Kenny wakes at dawn in the front seat and notes that the Ultra-Glide is stuck and repeating a line. He drifts off again and wakes next when it is brighter out. Dad says they should keep the broken record player a secret from Momma, and Kenny agrees. Joey and Kenny offer to stay awake with Dad, but both fall asleep again. Kenny wakes up in Alabama. Dad is listening to country music and joking that they will all change their names to country names like Billy-Bob and Daisy Mae. Dad chatters because he is so tired and wonders how Momma felt when she realized he did not plan to stop. He says he stayed awake by “locking into” the road and thinking how a friend of his, Joe Espinosa, drove to Texas without an overnight break. He also comments on the wear and tear of the trip on Kenny, Joey, and Byron: “Yeah, I swear I been looking in the rearview mirror and wondering where my babies were and where these three bad-dispositioned, sour-faced middle age midgets came from. But your sorry little mugs couldn’t stop me either” (153).

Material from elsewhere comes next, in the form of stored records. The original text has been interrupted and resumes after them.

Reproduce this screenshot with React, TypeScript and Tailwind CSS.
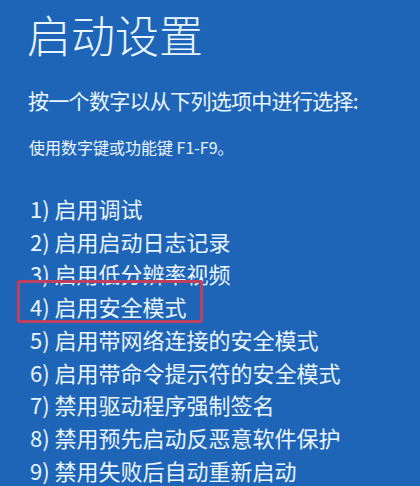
import React from "react";

const items = [
  "1) 启用调试",
  "2) 启用启动日志记录",
  "3) 启用低分辨率视频",
  "4) 启用安全模式",
  "5) 启用带网络连接的安全模式",
  "6) 启用带命令提示符的安全模式",
  "7) 禁用驱动程序强制签名",
  "8) 禁用预先启动反恶意软件保护",
  "9) 禁用失败后自动重新启动",
];

export default function App() {
  return (
    <div
      className="w-[420px] h-[486px] overflow-hidden bg-[#1f65b7] text-[#e9f5ff] pl-[27px]"
      style={{ fontFamily: '"Noto Sans CJK SC", "Noto Sans", sans-serif' }}
    >
      <div className="pt-[12px] text-[44px] leading-[44px] font-light">启动设置</div>
      <div className="mt-[30px] text-[21px] leading-[28px] pl-[1px] tracking-[-0.7px]">按一个数字以从下列选项中进行选择:</div>
      <div className="mt-[22px] text-[16px] leading-[22px] pl-[2px]">使用数字键或功能键 F1-F9。</div>
      <ul className="mt-[34px] pl-[3px] text-[22px] leading-[32.7px]">
        {items.map((t, i) => (
          <li key={i} className="relative">
            {i === 3 && (
              <span className="absolute left-[-13px] top-[-10px] w-[186px] h-[43px] border-[3px] border-[#bf3f5f] rounded-[2px]" />
            )}
            <span className="relative">{t}</span>
          </li>
        ))}
      </ul>
    </div>
  );
}
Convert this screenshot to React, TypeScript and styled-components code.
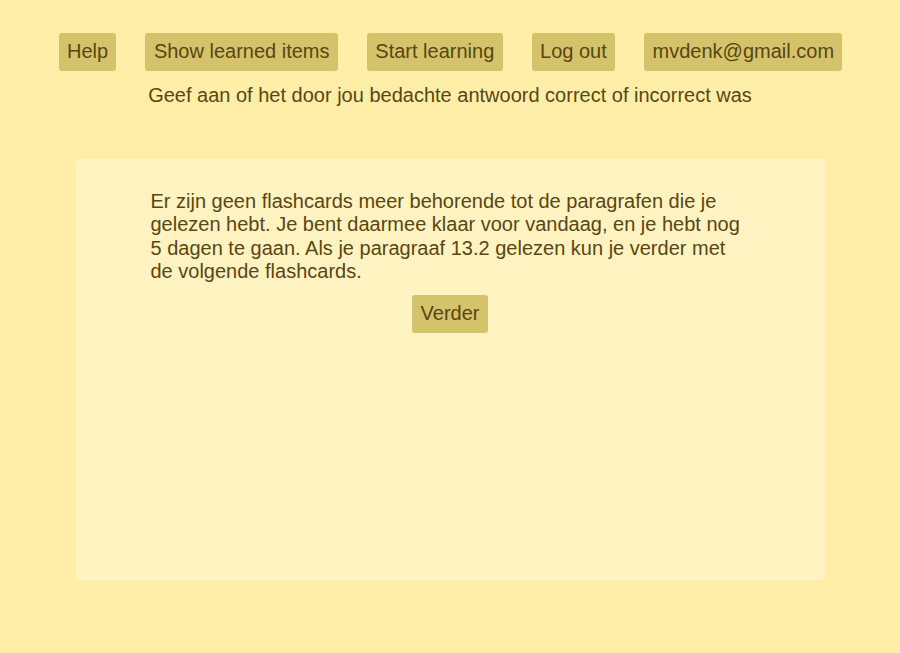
import React from 'react';
import styled, { createGlobalStyle } from 'styled-components';

/*
 * Styling
*/
const GlobalStyle = createGlobalStyle`
    html, body {
        margin: 0;
        padding: 0;
        background: #ffeea8;
    }
    body {
        font-family: "Liberation Sans", Arial, sans-serif;
        color: #5a4610;
    }
`;

const Page = styled.div`
    min-height: 653px;
    display: flex;
    flex-direction: column;
    align-items: center;
    padding-top: 33px;
    box-sizing: border-box;
`;

const Navbar = styled.nav`
    display: flex;
    justify-content: center;
    gap: 29px;
    padding-left: 1px;
`;

const Button = styled.button`
    font-family: inherit;
    font-size: 20px;
    line-height: 23px;
    color: #5a4610;
    background: #d4c36b;
    border: none;
    border-radius: 3px;
    padding: 7px 8.4px 8px;
    cursor: pointer;
`;

const Instruction = styled.p`
    margin: 13px 0 0;
    font-size: 20px;
    line-height: 23px;
`;

const Card = styled.section`
    width: 749px;
    height: 421px;
    margin-top: 52px;
    background: #fff3c2;
    border-radius: 4px;
    box-sizing: border-box;
    padding-top: 31px;
    display: flex;
    flex-direction: column;
    align-items: center;
`;

const Message = styled.p`
    width: 600px;
    margin: 0 0 0 1px;
    font-size: 20px;
    line-height: 23.3px;
`;

const ContinueButton = styled(Button)`
    margin-top: 12px;
`;

/*
 * Component
*/
const App: React.FC = () => {
    return (
        <>
            <GlobalStyle />
            <Page>
                <Navbar>
                    <Button>Help</Button>
                    <Button>Show learned items</Button>
                    <Button>Start learning</Button>
                    <Button>Log out</Button>
                    <Button>mvdenk@gmail.com</Button>
                </Navbar>
                <Instruction>
                    Geef aan of het door jou bedachte antwoord correct of incorrect was
                </Instruction>
                <Card>
                    <Message>
                        Er zijn geen flashcards meer behorende tot de paragrafen die je
                        gelezen hebt. Je bent daarmee klaar voor vandaag, en je hebt nog
                        5 dagen te gaan. Als je paragraaf 13.2 gelezen kun je verder met
                        de volgende flashcards.
                    </Message>
                    <ContinueButton>Verder</ContinueButton>
                </Card>
            </Page>
        </>
    );
};

export default App;
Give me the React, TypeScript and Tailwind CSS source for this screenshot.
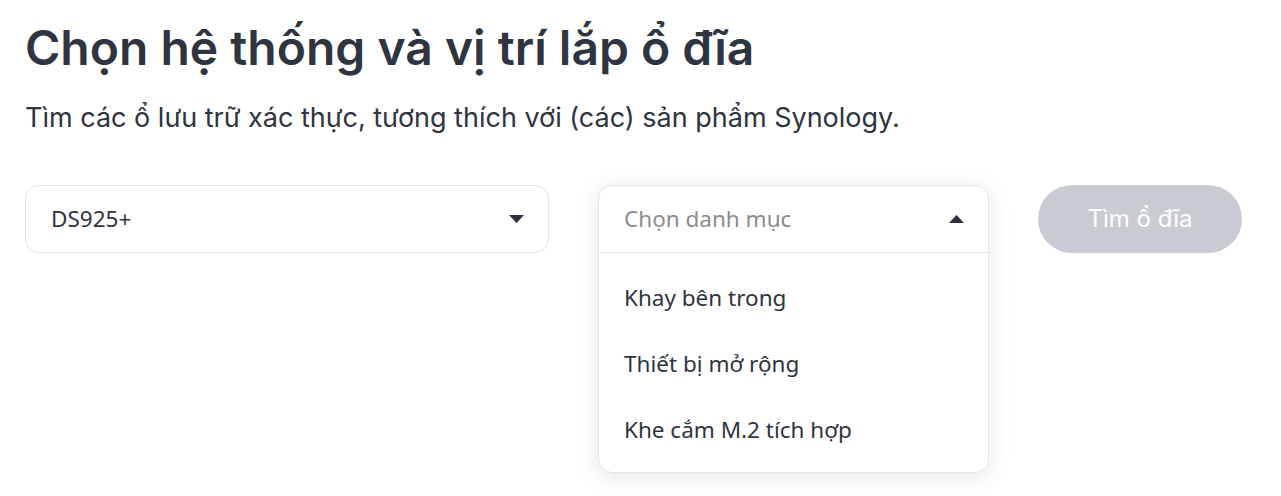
import React from "react";

function Caret({ up }: { up?: boolean }) {
  return (
    <svg width="15" height="8" viewBox="0 0 15 8" className="shrink-0">
      {up ? <path d="M0 8 L7.5 0 L15 8 Z" fill="#2b303a" /> : <path d="M0 0 L15 0 L7.5 8 Z" fill="#2b303a" />}
    </svg>
  );
}

export default function App() {
  const items = ["Khay bên trong", "Thiết bị mở rộng", "Khe cắm M.2 tích hợp"];
  return (
    <div className="w-[1281px] h-[496px] bg-white pl-[25px] pt-[20px] overflow-hidden" style={{ fontFamily: "Inter, 'Noto Sans', sans-serif" }}>
      <h1 className="text-[48px] leading-[56px] font-semibold text-[#2e3440]">Chọn hệ thống và vị trí lắp ổ đĩa</h1>
      <p className="mt-[24px] text-[27px] leading-[36px] text-[#2e3440]">Tìm các ổ lưu trữ xác thực, tương thích với (các) sản phẩm Synology.</p>
      <div className="mt-[49px] flex items-start gap-[49px]">
        <div className="w-[524px] h-[68px] rounded-[14px] border border-[#e6e6e6] flex items-center justify-between pl-[25px] pr-[24px]">
          <span className="text-[22.5px] text-[#2e3440]" style={{ fontFamily: "'Noto Sans', sans-serif" }}>DS925+</span>
          <Caret />
        </div>
        <div className="w-[391px] rounded-[14px] border border-[#e6e6e6] bg-white shadow-[0_4px_24px_rgba(0,0,0,0.10)]" style={{ fontFamily: "'Noto Sans', sans-serif" }}>
          <div className="h-[67px] flex items-center justify-between pl-[25px] pr-[24px] border-b border-[#e6e6e6]">
            <span className="text-[22.5px] text-[#8c8c8c]">Chọn danh mục</span>
            <Caret up />
          </div>
          <div className="pt-[12px] pb-[9px]">
            {items.map((t) => (
              <div key={t} className="h-[66px] flex items-center px-[25px] text-[22.5px] text-[#2e3440]">{t}</div>
            ))}
          </div>
        </div>
        <button className="w-[204px] h-[68px] rounded-full bg-[#c8cbd2] text-white text-[24px]">Tìm ổ đĩa</button>
      </div>
    </div>
  );
}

They arrive in Momma’s old neighborhood in Birmingham. Kenny is surprised to see that Grandma Sands is not at all scary: “What came out was a teeny-weeny, old, old, old woman that looked just like Momma would if someone shrank her down about five sizes and sucked all the juice out of her!” (156). They each greet her politely and hug her, with Grandma Sands asking for stronger hugs. Joey cries. Because they are so early, Grandma says she will send Byron to the store for food. She also alludes to a boyfriend, Mr. Robert, whom Momma did not know about. Kenny looked forward to the ultimate faceoff of two stubborn, strong, mean individuals in Grandma Sands and Byron, but Byron is immediately and consistently polite and deferential to Grandma Sands. Kenny is disappointed: “It seemed like all the fight was out of Byron and we’d only been in Birmingham for a couple of minutes” (161).

Chapter 12 Summary: “That Dog Won’t Hunt No More”

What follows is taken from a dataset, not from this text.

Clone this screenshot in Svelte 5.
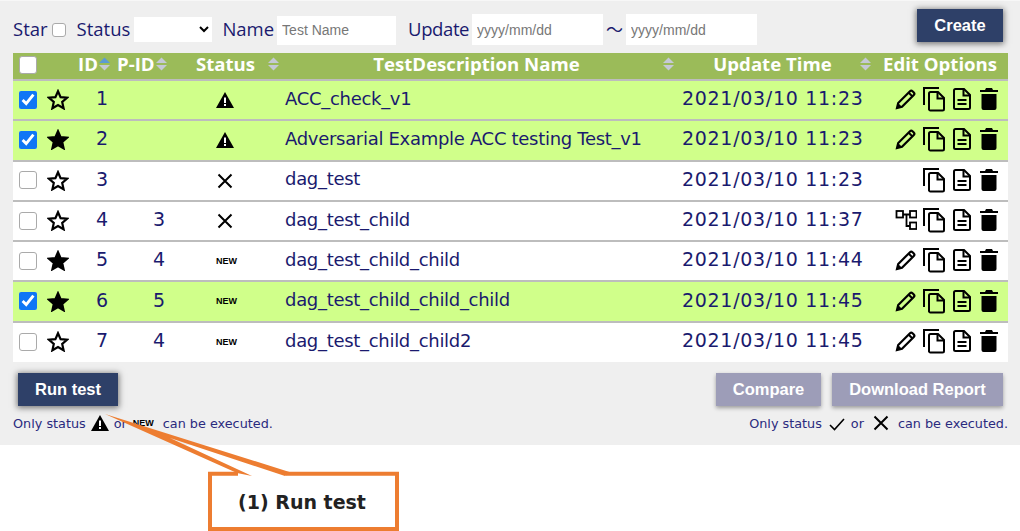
<script lang="ts">
  type Row = {
    id: number;
    parent?: number;
    checked: boolean;
    starred: boolean;
    status: 'warn' | 'fail' | 'new';
    name: string;
    time: string;
    edit: 'pencil' | 'tree' | 'none';
  };

  const rows: Row[] = [
    { id: 1, checked: true, starred: false, status: 'warn', name: 'ACC_check_v1', time: '2021/03/10 11:23', edit: 'pencil' },
    { id: 2, checked: true, starred: true, status: 'warn', name: 'Adversarial Example ACC testing Test_v1', time: '2021/03/10 11:23', edit: 'pencil' },
    { id: 3, checked: false, starred: false, status: 'fail', name: 'dag_test', time: '2021/03/10 11:23', edit: 'none' },
    { id: 4, parent: 3, checked: false, starred: false, status: 'fail', name: 'dag_test_child', time: '2021/03/10 11:37', edit: 'tree' },
    { id: 5, parent: 4, checked: false, starred: true, status: 'new', name: 'dag_test_child_child', time: '2021/03/10 11:44', edit: 'pencil' },
    { id: 6, parent: 5, checked: true, starred: true, status: 'new', name: 'dag_test_child_child_child', time: '2021/03/10 11:45', edit: 'pencil' },
    { id: 7, parent: 4, checked: false, starred: false, status: 'new', name: 'dag_test_child_child2', time: '2021/03/10 11:45', edit: 'pencil' }
  ];
</script>

{#snippet sorter(active = false)}
  <svg class="sorter" viewBox="0 0 11 14" width="11" height="14">
    <path d="M5.5 0.5L11 6H0z" fill={active ? '#5b9bd5' : '#c5c9d6'} />
    <path d="M5.5 13.5L11 8H0z" fill="#c5c9d6" />
  </svg>
{/snippet}

{#snippet warn(size = 18)}
  <svg viewBox="0 0 18 16" width={size} height={size * 16 / 18}>
    <path d="M9 0L18 16H0z" fill="#000" />
    <rect x="8" y="5.5" width="2" height="5.5" fill="#fff" />
    <rect x="8" y="12" width="2" height="2" fill="#fff" />
  </svg>
{/snippet}

{#snippet cross(size = 16)}
  <svg viewBox="0 0 16 16" width={size} height={size}>
    <path d="M1.5 1.5L14.5 14.5M14.5 1.5L1.5 14.5" stroke="#000" stroke-width="2" fill="none" />
  </svg>
{/snippet}

<div class="page">
  <div class="filters">
    <label class="f-star">Star <input type="checkbox" /></label>
    <label class="f-status">Status <select><option></option></select></label>
    <label class="f-name">Name <input class="text name" placeholder="Test Name" /></label>
    <label class="f-update">Update <input class="text date" placeholder="yyyy/mm/dd" /></label>
    <span class="tilde">〜</span>
    <input class="text date" placeholder="yyyy/mm/dd" />
    <button class="btn primary create">Create</button>
  </div>

  <table>
    <thead>
      <tr>
        <th class="c-check"><input type="checkbox" /></th>
        <th class="c-star"></th>
        <th class="c-id"><span class="head">ID{@render sorter(true)}</span></th>
        <th class="c-pid"><span class="head">P-ID{@render sorter()}</span></th>
        <th class="c-status"><span class="head spread">Status{@render sorter()}</span></th>
        <th class="c-name"><span class="head spread"><span class="grow">TestDescription Name</span>{@render sorter()}</span></th>
        <th class="c-time"><span class="head spread"><span class="grow">Update Time</span>{@render sorter()}</span></th>
        <th class="c-edit">Edit Options</th>
      </tr>
    </thead>
    <tbody>
      {#each rows as row (row.id)}
        <tr class:selected={row.checked}>
          <td class="c-check"><input type="checkbox" checked={row.checked} /></td>
          <td class="c-star">
            <svg viewBox="0 0 22 21" width="22" height="21">
              <path
                d="M11 2.2L13.6 8.1L20 8.7L15.2 13L16.6 19.3L11 16L5.4 19.3L6.8 13L2 8.7L8.4 8.1z"
                fill={row.starred ? '#000' : 'none'}
                stroke="#000"
                stroke-width="2.2"
              />
            </svg>
          </td>
          <td class="c-id">{row.id}</td>
          <td class="c-pid">{row.parent ?? ''}</td>
          <td class="c-status">
            {#if row.status === 'warn'}
              {@render warn()}
            {:else if row.status === 'fail'}
              <span class="fail">{@render cross()}</span>
            {:else}
              <span class="new">NEW</span>
            {/if}
          </td>
          <td class="c-name">{row.name}</td>
          <td class="c-time">{row.time}</td>
          <td class="c-edit">
            <div class="tools">
              {#if row.edit === 'pencil'}
                <svg viewBox="0 0 22 22" width="22" height="22">
                  <path d="M2 20l1.2-5L15 3.2a1.8 1.8 0 0 1 2.5 0l1.3 1.300a1.800 1.800 0 0 1 0 2.500L7 18.800z" fill="none" stroke="#000" stroke-width="2.200" />
                  <path d="M13.500 4.500l4 4" stroke="#000" stroke-width="2" />
                  <path d="M1.500 20.500l1.600-5.600 4 4z" fill="#000" />
                </svg>
              {:else if row.edit === 'tree'}
                <svg viewBox="0 0 22 22" width="22" height="22">
                  <g fill="none" stroke="#000" stroke-width="1.800">
                    <rect x="1.500" y="2" width="6.500" height="6.500" />
                    <rect x="15" y="2" width="6.500" height="6.500" />
                    <rect x="15" y="13.500" width="6.500" height="6.500" />
                    <path d="M8 5.500h7M11.500 5.500v11.500H15" />
                  </g>
                </svg>
              {:else}
                <span class="tool-gap"></span>
              {/if}
              <svg class="copy" viewBox="0 0 24 26" width="24" height="26">
                <g fill="none" stroke="#000" stroke-width="2">
                  <path d="M2 19V2h15" />
                  <path d="M7 7.500a1.500 1.500 0 0 1 1.500-1.500H16l6 6v11a1.500 1.500 0 0 1-1.500 1.500H8.500A1.500 1.500 0 0 1 7 23.500z" />
                  <path d="M15.500 6v6.500H22" />
                </g>
              </svg>
              <svg class="file" viewBox="0 0 20 24" width="20" height="24">
                <g fill="none" stroke="#000" stroke-width="2">
                  <path d="M2 3.500A1.500 1.500 0 0 1 3.500 2H12l6 6v12.500a1.500 1.500 0 0 1-1.500 1.500h-13A1.500 1.500 0 0 1 2 20.500z" />
                  <path d="M11.500 2v6.500H18M5.500 13h9M5.500 17h9" />
                </g>
              </svg>
              <svg class="trash" viewBox="0 0 18 22" width="18" height="22">
                <path d="M6 0h6l1 2h5v2H0V2h5zM1.500 6h15v14a2 2 0 0 1-2 2h-11a2 2 0 0 1-2-2z" fill="#000" />
              </svg>
            </div>
          </td>
        </tr>
      {/each}
    </tbody>
  </table>

  <div class="actions">
    <button class="btn primary">Run test</button>
    <div class="actions-right">
      <button class="btn muted compare">Compare</button>
      <button class="btn muted report">Download Report</button>
    </div>
  </div>

  <div class="notes">
    <p>Only status <span class="note-icon">{@render warn(18)}</span> or <span class="new small">NEW</span> can be executed.</p>
    <p>
      Only status
      <svg class="note-icon check" viewBox="0 0 16 14" width="16" height="14"><path d="M1 8l4.500 4.500L15 2" stroke="#000" stroke-width="1.600" fill="none" /></svg>
      or
      <span class="note-icon x">{@render cross(16)}</span>
      can be executed.
    </p>
  </div>
</div>

<svg class="callout" width="1020" height="531" viewBox="0 0 1020 531">
  <rect x="210" y="474" width="187" height="55" fill="#fff" />
  <path d="M105 414L291 472.500L285 476L170 438L252 476L237 473z" fill="#ed7d31" />
  <path d="M238 473.700H210V529H397V473.700H286" fill="none" stroke="#ed7d31" stroke-width="4" />
  <text x="302" y="509" text-anchor="middle">(1) Run test</text>
</svg>

<style>
  :global(body) {
    margin: 0;
    background: #fff;
    font-family: 'DejaVu Sans', sans-serif;
  }

  .page {
    box-sizing: border-box;
    height: 445px;
    width: 1020px;
    padding: 0 12px 0 13px;
    background: #efefef;
    color: #1a1a6e;
    border-top: 1px solid #f7f7f7;
  }

  input[type='checkbox'] {
    accent-color: #0f76f5;
  }

  input[type='checkbox']:not(:checked) {
    appearance: none;
    box-sizing: border-box;
    background: #fff;
    border: 1.5px solid #aaa;
    border-radius: 3px;
  }

  .filters {
    box-sizing: border-box;
    display: flex;
    align-items: center;
    height: 52px;
    padding-top: 3px;
    font-size: 18.500px;
    font-family: 'Open Sans', sans-serif;
    color: #1a1a6e;
  }

  .filters label {
    display: flex;
    align-items: center;
    gap: 3px;
  }

  .f-star input {
    width: 14px;
    height: 14px;
    margin: 2px 0 0 1px;
  }

  .f-status {
    margin-left: 11px;
  }

  .f-status select {
    width: 78px;
    height: 25px;
    margin: 2px 0 0 1px;
    border: none;
    background: #fff;
    font-size: 13px;
  }

  .f-name {
    margin-left: 10px;
  }

  .f-update {
    margin-left: 12px;
    letter-spacing: -0.400px;
  }

  .text {
    box-sizing: border-box;
    height: 31px;
    margin-top: 2px;
    border: none;
    background: #fff;
    padding: 0 5px;
    font-family: 'Liberation Sans', sans-serif;
    font-size: 14px;
    letter-spacing: 0;
  }

  .text::placeholder {
    color: #777;
  }

  .name {
    width: 119px;
    height: 29px;
    margin-top: 3px;
  }

  .date {
    width: 131px;
  }

  .tilde {
    width: 23px;
    text-align: center;
    font-family: 'Noto Sans CJK JP', sans-serif;
    font-size: 17px;
    line-height: 1;
  }

  .btn {
    box-sizing: border-box;
    border: none;
    color: #fff;
    font-family: 'Liberation Sans', sans-serif;
    font-weight: 700;
    font-size: 16.500px;
    height: 33px;
    box-shadow: 0 1px 6px 1px rgba(0, 0, 0, 0.5);
  }

  .primary {
    width: 100px;
    background: #2e4068;
  }

  .create {
    width: 86px;
    margin: -6px 5px 0 auto;
  }

  .muted {
    background: #9d9db8;
    box-shadow: 0 2px 4px rgba(0, 0, 0, 0.35);
  }

  .compare {
    width: 105px;
  }

  .report {
    width: 171px;
  }

  table {
    width: 995px;
    table-layout: fixed;
    border-collapse: collapse;
    font-size: 19px;
  }

  thead tr {
    height: 27px;
    background: #9bbb59;
    color: #fff;
  }

  th {
    box-sizing: border-box;
    padding: 0 0 4px;
    font-size: 18.600px;
    line-height: 22px;
    font-weight: 700;
    text-align: left;
    font-family: 'Open Sans', sans-serif;
  }

  tbody tr {
    height: 40.300px;
    background: #fff;
    border-top: 2px solid #bdbdbd;
  }

  tbody tr.selected {
    background: #d0ff8a;
  }

  td {
    padding: 0;
    color: #1a1a6e;
    white-space: nowrap;
  }

  .c-check {
    width: 31px;
    text-align: center;
  }

  th.c-check {
    padding-bottom: 2px;
  }

  .c-check input {
    display: block;
    width: 18px;
    height: 18px;
    margin: 0 0 0 6px;
  }

  td.c-check,
  td.c-star {
    padding-bottom: 1px;
  }

  .c-star {
    width: 34px;
  }

  .c-star svg {
    display: block;
    margin-left: 3px;
  }

  .c-id {
    width: 39px;
  }

  td.c-id {
    padding: 0 0 4px 18px;
  }

  .c-pid {
    width: 62px;
  }

  td.c-pid {
    padding: 0 0 4px 36px;
  }

  .c-status {
    width: 106px;
  }

  td.c-status {
    padding: 0 0 0 37px;
    line-height: 0;
  }

  th.c-status {
    padding-left: 17px;
  }

  th.c-status .head {
    padding-right: 6px;
  }

  .fail {
    display: inline-block;
    margin-left: 1px;
  }

  .c-name {
    width: 397px;
  }

  td.c-name {
    padding: 0 0 4px;
    font-size: 18px;
    letter-spacing: -0.300px;
  }

  th.c-name .head {
    padding: 0 8px 0 6px;
  }

  .c-time {
    width: 198px;
  }

  td.c-time {
    padding-bottom: 4px;
    letter-spacing: 0.700px;
  }

  th.c-time .head {
    padding: 0 9px 0 4px;
  }

  .c-edit {
    width: 128px;
  }

  th.c-edit {
    padding-left: 3px;
  }

  td.c-edit {
    padding-bottom: 2px;
  }

  .head {
    display: flex;
    align-items: center;
    gap: 1px;
  }

  .spread {
    justify-content: space-between;
  }

  .grow {
    flex: 1;
    text-align: center;
  }

  .sorter {
    flex: none;
  }

  .tools {
    display: flex;
    align-items: center;
    justify-content: flex-end;
    padding-right: 10px;
  }

  .copy {
    margin-left: 5px;
  }

  .file {
    margin-left: 6px;
  }

  .trash {
    margin-left: 8px;
  }

  .tool-gap {
    width: 22px;
  }

  .new {
    font-family: 'Liberation Sans', sans-serif;
    font-weight: 700;
    font-size: 9px;
    line-height: 1;
    color: #000;
  }

  .small {
    margin: 0 4px 0 1px;
  }

  .actions {
    display: flex;
    justify-content: space-between;
    margin-top: 11px;
    padding: 0 5px;
  }

  .actions-right {
    display: flex;
    gap: 11px;
  }

  .notes {
    display: flex;
    justify-content: space-between;
    margin-top: 9px;
    font-size: 12.800px;
    color: #2a2a7e;
  }

  .notes p {
    margin: 0;
    display: flex;
    align-items: center;
    gap: 5px;
  }

  .note-icon {
    display: inline-flex;
  }

  .check {
    margin: 2px 1px 0 2px;
  }

  .x {
    margin: 0 4px;
  }

  .callout {
    position: absolute;
    left: 0;
    top: 0;
    pointer-events: none;
  }

  .callout text {
    font-family: 'DejaVu Sans', sans-serif;
    font-weight: 700;
    font-size: 19px;
    fill: #222;
  }
</style>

Kenny wakes after a hot and sweaty night in Alabama. He goes outside to see Byron, Dad, Mr. Robert, and Mr. Robert’s dog, Toddy. Mr. Robert is explaining how Toddy used to be a good hunting dog but is too old for the hunt now. Mr. Robert tells a story about saving Toddy from drowning when the dog trailed a coon into a lake. Mr. Robert hauled the dog out, then resuscitated it by breathing into its nose. Inside, Kenny eats bacon and cereal while Momma and Grandma Sands catch up. They also mention “how much trouble people were having with some white people down here” (166). Grandma Sands tells Momma that Mr. Robert is “her dearest friend” in a tone that stops Momma’s fussing about it (168); Kenny hears Grandma Sands give his mother “a real good scolding” (168). The heat makes Kenny feel sleepy, but going with Mr. Robert, Dad, Joey, and Byron to see fishing spots, he notices Byron seems wide awake and “like he was having a great time” (168).

Chapters 10-12 Analysis

This section of the novel is marked by several complications and discoveries that build up along the rising action of the plotline. Over the evening and night of the family road trip, Momma gradually gets the idea that Dad is not going to stop driving. This makes all her carefully made plans inconsequential, though as Dad points out later in analyzing the drive, they saved a lot of money by avoiding motels and a longer trip. His choice to drive through without stopping lands them at a very dark and scary rest stop in the middle of the mountains and puts them at Grandma Sands’s house days ahead of time—subtle plot complications that foreshadow Kenny’s discomfort upon arrival due to the heat and Byron’s reaction to Birmingham.

As a series of events, the trip and the experiences in Birmingham contribute to Kenny’s coming-of-age and rapid character development. Up to the start of the trip, Kenny has served as a dutiful and sometimes humorous narrator, relating the idiosyncrasies of his family and the conflicts created by his brother. Now Kenny’s fascination with and reaction to new places and concepts remind readers that at 10, he is naïve to many experiences outside of Flint; he is shocked by the outhouse rest stops, doesn’t care for the metallic-tasting water from pumps, has never seen mountains like the Appalachians, and has to ask Byron what a “hillbilly” is. Kenny is clearly out of his element and unsure of moving about in the new one, especially when he arrives in Birmingham only to discover new ironies. After looking forward to the battle of wills that would surely ensue between Grandma Sands and Byron, Byron appears to be polite and mature toward her, deferring to her requests and questions readily. Byron also falls right in with Mr. Robert and Mr. Robert’s stories, appearing to genuinely enjoy them. Finally, Kenny is surprised to discover that his Momma can be scolded; she behaves like a reprimanded child when Grandma Sands makes it clear that Mr. Robert is allowed to be there.

These role changes combine with the aftereffects of the long ride and the unrelenting heat to make Kenny feel out of sorts and sleepy, foreshadowing his moody mindset, which will lead him to choose unwisely to go to the forbidden Collier’s Landing.